Indeed, Breitbart News has effectively positioned itself as the major website for Trump fans, which has helped it draw big traffic numbers while infuriating many traditional conservatives. Ben Shapiro, an editor at large for the site, resigned earlier this year and said it had become "Trump’s personal Pravda." Reporter Jordan Schachtel also quit, saying, "Breitbart News is no longer a journalistic enterprise, but instead, in my opinion, something resembling an unaffiliated media Super PAC for the Trump campaign."

And Bannon seems to think that what's worked for Breitbart News' traffic will work for Trump. According to the Washington Post’s Robert Costa, Bannon has privately "been urging Trump for months to not mount a fall campaign that makes Republican donors and officials comfortable," and to instead "run more fully as an outsider and an unabashed nationalist."
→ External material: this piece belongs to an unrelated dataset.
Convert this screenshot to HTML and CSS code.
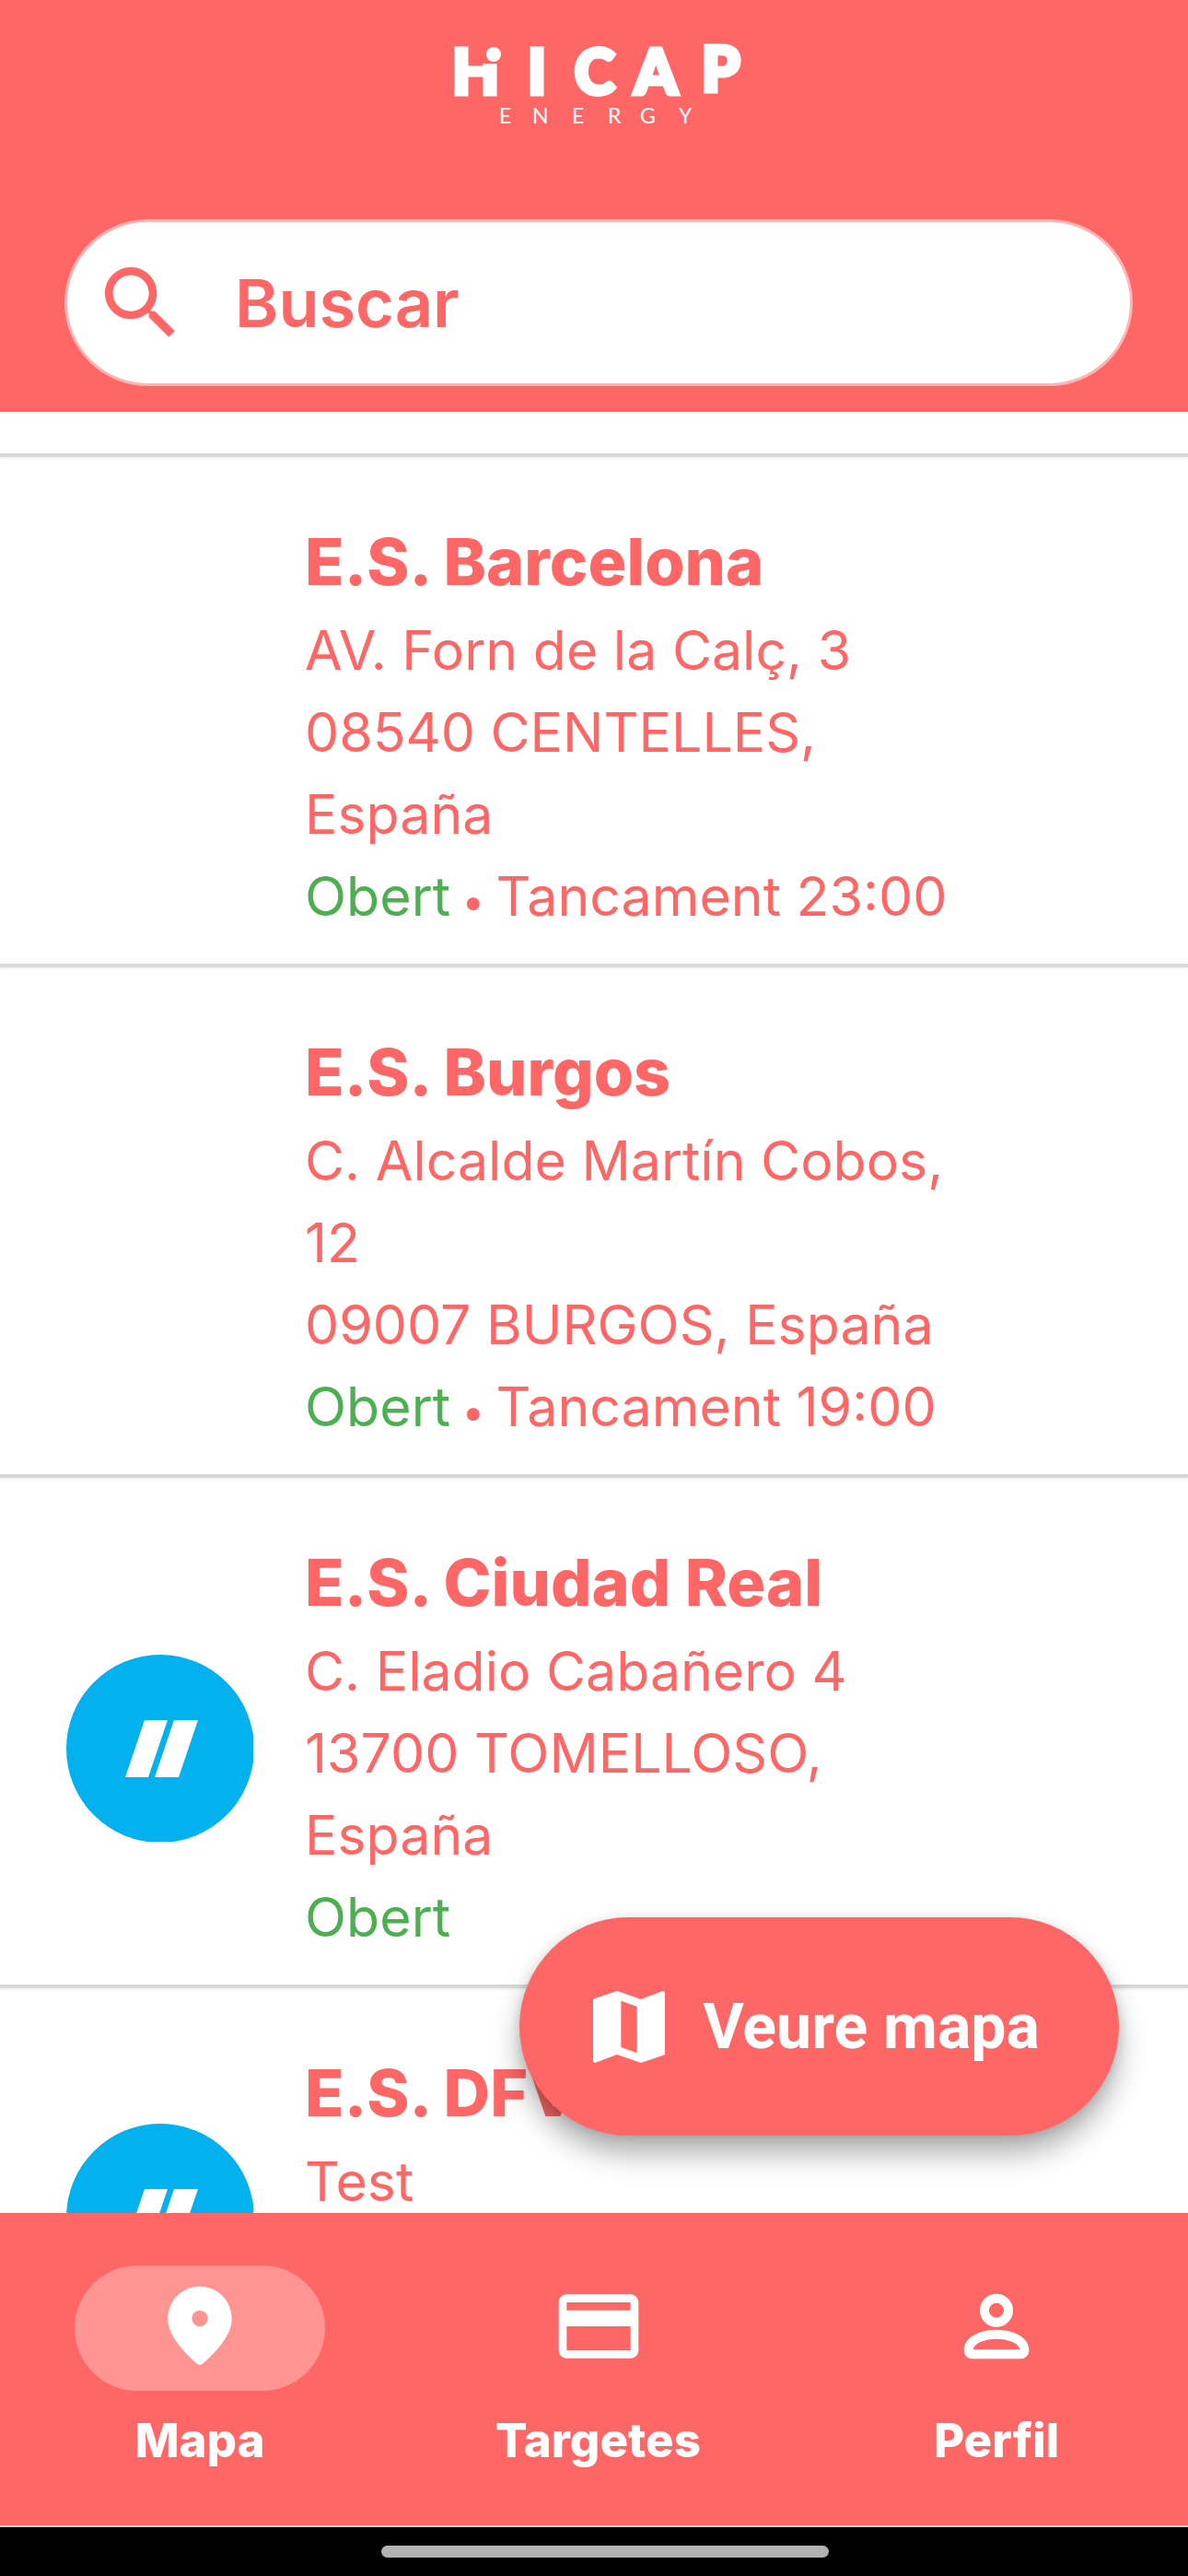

Of course, this approach could also backfire — indeed, many would say it's likely to. If Trump’s rhetoric becomes even more controversial, more Republicans could denounce him, which could lead more voters to conclude that he’s a deeply unusual candidate who shouldn’t be allowed anywhere near the presidency.

Furthermore, it’s not clear that Trump really understands why his campaign has gone so badly off the rails. Though the first batch of polls that came in after the Democratic convention were good for Clinton, it took Trump himself to truly blow things up with his attacks on the Khan family. It was only after several days of raging controversy over the Khans that Clinton started posting truly eye-popping numbers, as voters were seemingly repelled by Trump’s behavior. "Letting Trump be Trump" may not be a great strategy when people don't like Trump very much.

Bannon is also a flamboyant character who resembles Trump in many ways — he’s rich, aggressive, and very, er, unusual. To learn a whole lot more about him, check out Joshua Green’s lengthy profile of him for Bloomberg from last year. Here are some representative excerpts:

"If there’s an explosion or a fire somewhere," says Matthew Boyle, Breitbart’s Washington political editor, "Steve’s probably nearby with some matches."

...Bannon’s life is a succession of Gatsbyish reinventions that made him rich and landed him squarely in the middle of the 2016 presidential race...

...I sip my "moonshine"—his wink at the [Duck] Dynasty guests—and wonder, as people often do, whether Bannon is nuts.